§ **WHAT IS EXPECTED**:
Reproduce the full listing below unchanged, apart from the pictures.

:: DATA SECTION

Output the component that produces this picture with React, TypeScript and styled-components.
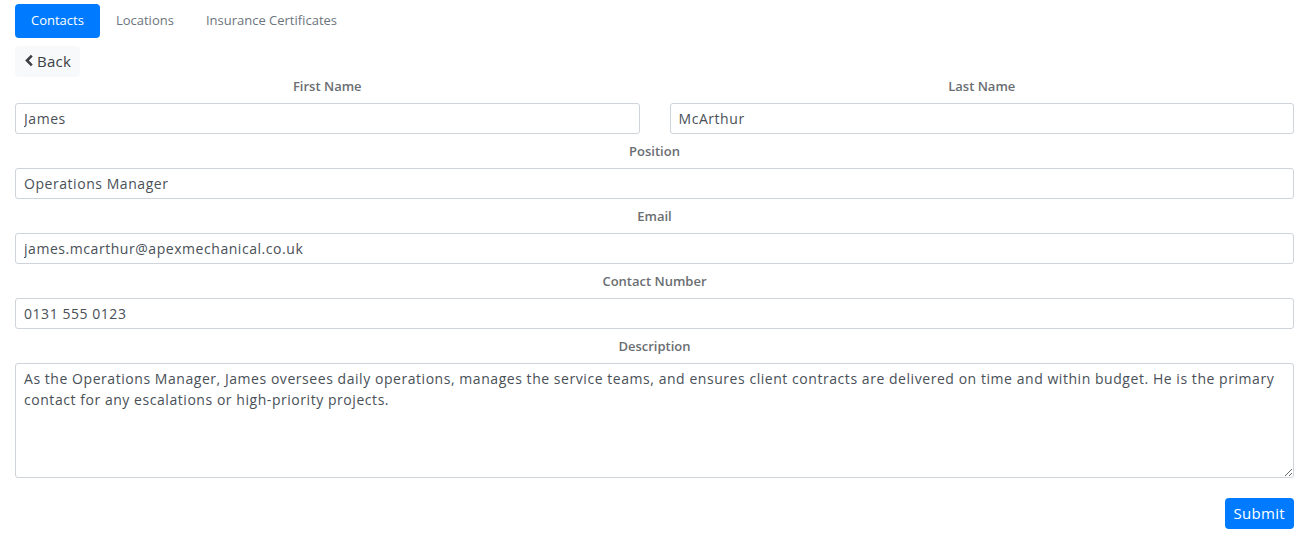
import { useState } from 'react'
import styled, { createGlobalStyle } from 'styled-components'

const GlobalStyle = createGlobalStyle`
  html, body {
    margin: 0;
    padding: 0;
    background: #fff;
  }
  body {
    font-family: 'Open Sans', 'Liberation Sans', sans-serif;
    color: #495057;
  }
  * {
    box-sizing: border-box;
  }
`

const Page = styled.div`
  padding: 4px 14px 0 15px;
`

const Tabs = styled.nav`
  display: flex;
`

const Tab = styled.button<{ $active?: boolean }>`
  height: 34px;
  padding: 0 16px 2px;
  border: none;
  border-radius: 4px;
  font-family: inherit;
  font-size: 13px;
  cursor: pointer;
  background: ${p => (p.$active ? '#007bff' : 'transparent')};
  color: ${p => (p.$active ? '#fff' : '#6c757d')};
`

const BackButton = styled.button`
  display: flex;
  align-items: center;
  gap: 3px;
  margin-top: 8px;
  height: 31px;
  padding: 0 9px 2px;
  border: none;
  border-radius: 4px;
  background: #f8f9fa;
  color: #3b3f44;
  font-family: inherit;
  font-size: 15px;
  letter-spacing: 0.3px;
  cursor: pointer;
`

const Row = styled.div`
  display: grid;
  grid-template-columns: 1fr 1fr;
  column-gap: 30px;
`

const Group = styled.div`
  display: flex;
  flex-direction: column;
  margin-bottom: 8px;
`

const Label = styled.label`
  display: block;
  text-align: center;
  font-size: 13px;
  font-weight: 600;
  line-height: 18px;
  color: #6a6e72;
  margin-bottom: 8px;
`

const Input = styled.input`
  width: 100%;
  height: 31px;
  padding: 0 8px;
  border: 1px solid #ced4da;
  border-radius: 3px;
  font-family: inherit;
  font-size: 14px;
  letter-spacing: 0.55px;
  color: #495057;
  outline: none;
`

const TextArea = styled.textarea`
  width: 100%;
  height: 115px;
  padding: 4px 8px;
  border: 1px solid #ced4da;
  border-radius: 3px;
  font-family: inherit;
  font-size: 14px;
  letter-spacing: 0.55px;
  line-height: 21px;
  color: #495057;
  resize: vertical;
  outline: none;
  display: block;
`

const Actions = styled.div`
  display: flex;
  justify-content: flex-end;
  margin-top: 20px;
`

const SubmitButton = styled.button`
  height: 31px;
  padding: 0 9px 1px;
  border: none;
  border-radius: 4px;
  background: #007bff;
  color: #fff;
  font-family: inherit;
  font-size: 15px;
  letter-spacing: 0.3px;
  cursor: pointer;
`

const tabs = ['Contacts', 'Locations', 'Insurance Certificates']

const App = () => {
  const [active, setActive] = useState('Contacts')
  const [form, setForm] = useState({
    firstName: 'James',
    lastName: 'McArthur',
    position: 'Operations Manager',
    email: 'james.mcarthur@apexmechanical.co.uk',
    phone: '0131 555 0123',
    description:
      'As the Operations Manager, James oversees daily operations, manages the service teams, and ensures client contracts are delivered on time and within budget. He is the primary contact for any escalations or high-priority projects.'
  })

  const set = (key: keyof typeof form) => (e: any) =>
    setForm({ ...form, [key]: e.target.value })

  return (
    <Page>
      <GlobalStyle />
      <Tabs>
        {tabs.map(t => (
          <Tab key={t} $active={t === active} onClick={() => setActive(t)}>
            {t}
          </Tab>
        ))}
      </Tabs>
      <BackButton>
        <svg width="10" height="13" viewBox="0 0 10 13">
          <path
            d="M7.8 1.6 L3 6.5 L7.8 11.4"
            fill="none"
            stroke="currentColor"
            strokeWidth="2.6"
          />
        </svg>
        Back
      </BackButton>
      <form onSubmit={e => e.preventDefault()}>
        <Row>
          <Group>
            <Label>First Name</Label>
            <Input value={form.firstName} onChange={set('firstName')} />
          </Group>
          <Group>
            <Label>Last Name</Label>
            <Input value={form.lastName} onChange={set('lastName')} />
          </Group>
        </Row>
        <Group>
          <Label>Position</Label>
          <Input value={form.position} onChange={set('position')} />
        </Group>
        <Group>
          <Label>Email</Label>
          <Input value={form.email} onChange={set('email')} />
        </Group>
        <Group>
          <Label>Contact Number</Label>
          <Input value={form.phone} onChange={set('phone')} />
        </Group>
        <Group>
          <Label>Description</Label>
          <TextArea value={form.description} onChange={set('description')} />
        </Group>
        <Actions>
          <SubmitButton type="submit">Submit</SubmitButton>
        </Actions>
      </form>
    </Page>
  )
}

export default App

::::

§ **TASK ANSWER**:
Output the component that produces this picture with React, TypeScript and styled-components.
import { useState } from 'react'
import styled, { createGlobalStyle } from 'styled-components'

const GlobalStyle = createGlobalStyle`
  html, body {
    margin: 0;
    padding: 0;
    background: #fff;
  }
  body {
    font-family: 'Open Sans', 'Liberation Sans', sans-serif;
    color: #495057;
  }
  * {
    box-sizing: border-box;
  }
`

const Page = styled.div`
  padding: 4px 14px 0 15px;
`

const Tabs = styled.nav`
  display: flex;
`

const Tab = styled.button<{ $active?: boolean }>`
  height: 34px;
  padding: 0 16px 2px;
  border: none;
  border-radius: 4px;
  font-family: inherit;
  font-size: 13px;
  cursor: pointer;
  background: ${p => (p.$active ? '#007bff' : 'transparent')};
  color: ${p => (p.$active ? '#fff' : '#6c757d')};
`

const BackButton = styled.button`
  display: flex;
  align-items: center;
  gap: 3px;
  margin-top: 8px;
  height: 31px;
  padding: 0 9px 2px;
  border: none;
  border-radius: 4px;
  background: #f8f9fa;
  color: #3b3f44;
  font-family: inherit;
  font-size: 15px;
  letter-spacing: 0.3px;
  cursor: pointer;
`

const Row = styled.div`
  display: grid;
  grid-template-columns: 1fr 1fr;
  column-gap: 30px;
`

const Group = styled.div`
  display: flex;
  flex-direction: column;
  margin-bottom: 8px;
`

const Label = styled.label`
  display: block;
  text-align: center;
  font-size: 13px;
  font-weight: 600;
  line-height: 18px;
  color: #6a6e72;
  margin-bottom: 8px;
`

const Input = styled.input`
  width: 100%;
  height: 31px;
  padding: 0 8px;
  border: 1px solid #ced4da;
  border-radius: 3px;
  font-family: inherit;
  font-size: 14px;
  letter-spacing: 0.55px;
  color: #495057;
  outline: none;
`

const TextArea = styled.textarea`
  width: 100%;
  height: 115px;
  padding: 4px 8px;
  border: 1px solid #ced4da;
  border-radius: 3px;
  font-family: inherit;
  font-size: 14px;
  letter-spacing: 0.55px;
  line-height: 21px;
  color: #495057;
  resize: vertical;
  outline: none;
  display: block;
`

const Actions = styled.div`
  display: flex;
  justify-content: flex-end;
  margin-top: 20px;
`

const SubmitButton = styled.button`
  height: 31px;
  padding: 0 9px 1px;
  border: none;
  border-radius: 4px;
  background: #007bff;
  color: #fff;
  font-family: inherit;
  font-size: 15px;
  letter-spacing: 0.3px;
  cursor: pointer;
`

const tabs = ['Contacts', 'Locations', 'Insurance Certificates']

const App = () => {
  const [active, setActive] = useState('Contacts')
  const [form, setForm] = useState({
    firstName: 'James',
    lastName: 'McArthur',
    position: 'Operations Manager',
    email: 'james.mcarthur@apexmechanical.co.uk',
    phone: '0131 555 0123',
    description:
      'As the Operations Manager, James oversees daily operations, manages the service teams, and ensures client contracts are delivered on time and within budget. He is the primary contact for any escalations or high-priority projects.'
  })

  const set = (key: keyof typeof form) => (e: any) =>
    setForm({ ...form, [key]: e.target.value })

  return (
    <Page>
      <GlobalStyle />
      <Tabs>
        {tabs.map(t => (
          <Tab key={t} $active={t === active} onClick={() => setActive(t)}>
            {t}
          </Tab>
        ))}
      </Tabs>
      <BackButton>
        <svg width="10" height="13" viewBox="0 0 10 13">
          <path
            d="M7.8 1.6 L3 6.5 L7.8 11.4"
            fill="none"
            stroke="currentColor"
            strokeWidth="2.6"
          />
        </svg>
        Back
      </BackButton>
      <form onSubmit={e => e.preventDefault()}>
        <Row>
          <Group>
            <Label>First Name</Label>
            <Input value={form.firstName} onChange={set('firstName')} />
          </Group>
          <Group>
            <Label>Last Name</Label>
            <Input value={form.lastName} onChange={set('lastName')} />
          </Group>
        </Row>
        <Group>
          <Label>Position</Label>
          <Input value={form.position} onChange={set('position')} />
        </Group>
        <Group>
          <Label>Email</Label>
          <Input value={form.email} onChange={set('email')} />
        </Group>
        <Group>
          <Label>Contact Number</Label>
          <Input value={form.phone} onChange={set('phone')} />
        </Group>
        <Group>
          <Label>Description</Label>
          <TextArea value={form.description} onChange={set('description')} />
        </Group>
        <Actions>
          <SubmitButton type="submit">Submit</SubmitButton>
        </Actions>
      </form>
    </Page>
  )
}

export default App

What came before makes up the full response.